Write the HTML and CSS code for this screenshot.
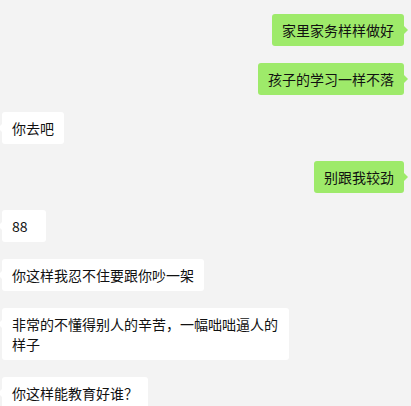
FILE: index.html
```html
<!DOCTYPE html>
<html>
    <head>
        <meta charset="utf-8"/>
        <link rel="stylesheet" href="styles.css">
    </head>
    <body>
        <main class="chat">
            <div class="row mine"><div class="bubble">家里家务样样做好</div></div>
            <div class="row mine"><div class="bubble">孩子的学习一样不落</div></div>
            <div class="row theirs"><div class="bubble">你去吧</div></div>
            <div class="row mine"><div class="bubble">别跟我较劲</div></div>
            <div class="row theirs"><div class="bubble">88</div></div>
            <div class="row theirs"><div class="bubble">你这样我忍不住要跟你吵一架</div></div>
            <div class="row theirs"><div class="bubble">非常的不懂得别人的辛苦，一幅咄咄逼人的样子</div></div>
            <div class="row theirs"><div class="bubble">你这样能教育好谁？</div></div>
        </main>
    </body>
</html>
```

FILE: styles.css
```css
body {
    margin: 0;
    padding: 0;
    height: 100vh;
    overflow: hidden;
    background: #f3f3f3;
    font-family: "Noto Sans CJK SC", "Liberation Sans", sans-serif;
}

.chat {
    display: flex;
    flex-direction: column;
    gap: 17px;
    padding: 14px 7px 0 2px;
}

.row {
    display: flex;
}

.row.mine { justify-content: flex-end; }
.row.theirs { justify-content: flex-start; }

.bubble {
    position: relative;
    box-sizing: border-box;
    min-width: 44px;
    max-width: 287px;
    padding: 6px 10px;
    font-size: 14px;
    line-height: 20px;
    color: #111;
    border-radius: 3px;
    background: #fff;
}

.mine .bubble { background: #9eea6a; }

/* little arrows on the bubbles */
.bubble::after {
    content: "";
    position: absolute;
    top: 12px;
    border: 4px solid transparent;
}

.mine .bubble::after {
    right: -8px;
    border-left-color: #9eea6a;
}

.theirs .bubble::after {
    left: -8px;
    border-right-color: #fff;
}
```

==

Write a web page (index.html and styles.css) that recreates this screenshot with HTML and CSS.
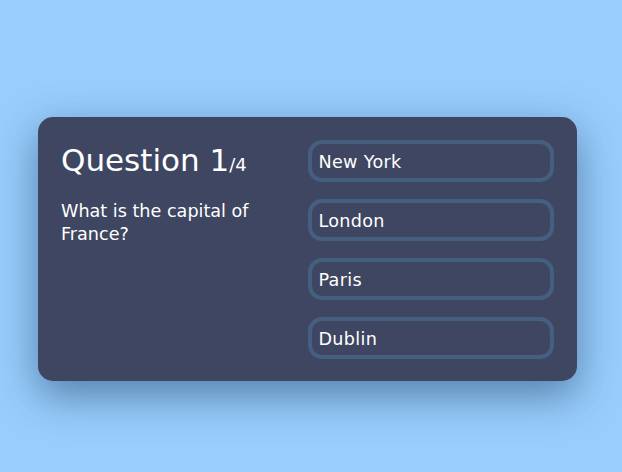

Problem statement: Copy out every line holding the string "Write".

Final result:
Write the HTML and CSS code for this screenshot.
Write a web page (index.html and styles.css) that recreates this screenshot with HTML and CSS.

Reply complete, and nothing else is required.